Background Recent results from the Multimodal Treatment Study of ADHD (MTA) demonstrated impairments in several functioning domains in adults with childhood ADHD. The childhood predictors of these adult functional outcomes are not adequately understood. Objective To determine effects of childhood demographic, clinical and family factors on adult functional outcomes in individuals with and without childhood ADHD from the MTA cohort. Methods Regressions were used to determine associations of childhood factors (age range = 7–10 years) of family income, IQ, comorbidity (internalizing, externalizing and total number of non-ADHD diagnoses), parenting styles, parental education, number of household members, parental marital problems, parent-child relationships, and ADHD symptom severity with adult outcomes (mean age = 25) of occupational functioning, educational attainment, emotional functioning, sexual behavior, and justice involvement in participants with (n = 579) and without (n = 258) ADHD. Results Predictors of adult functional outcomes in ADHD include clinical factors such as baseline ADHD severity, IQ and comorbidity, demographic factors such as family income, number of household members and parental education, as well as family factors such as parental monitoring and parental marital problems.
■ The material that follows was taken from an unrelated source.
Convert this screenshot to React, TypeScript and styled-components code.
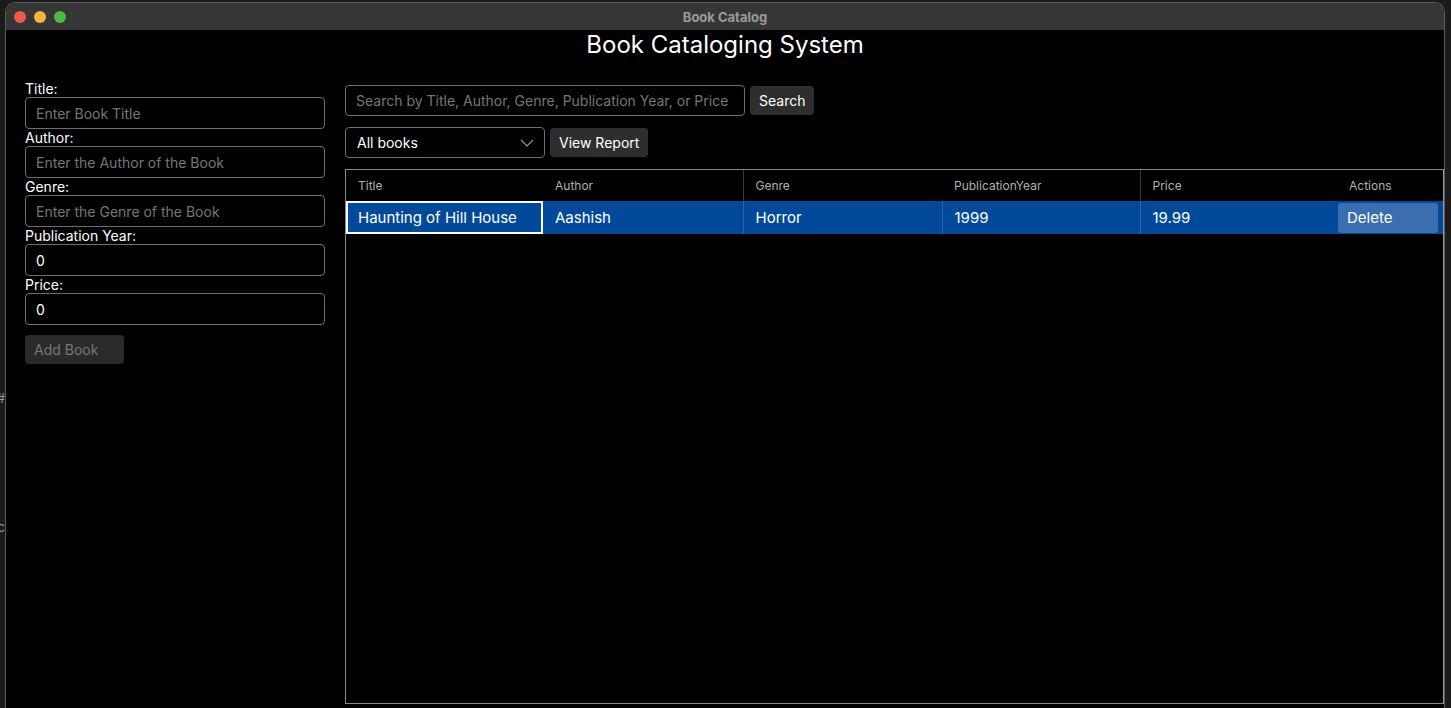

Predictors of adult outcomes were generally comparable for children with and without ADHD. Conclusion Childhood ADHD symptoms, IQ and household income levels are important predictors of adult functional outcomes. Management of these areas early on, through timely treatments for ADHD symptoms, and providing additional support to children with lower IQ and from households with low incomes, may assist in improving adult functioning.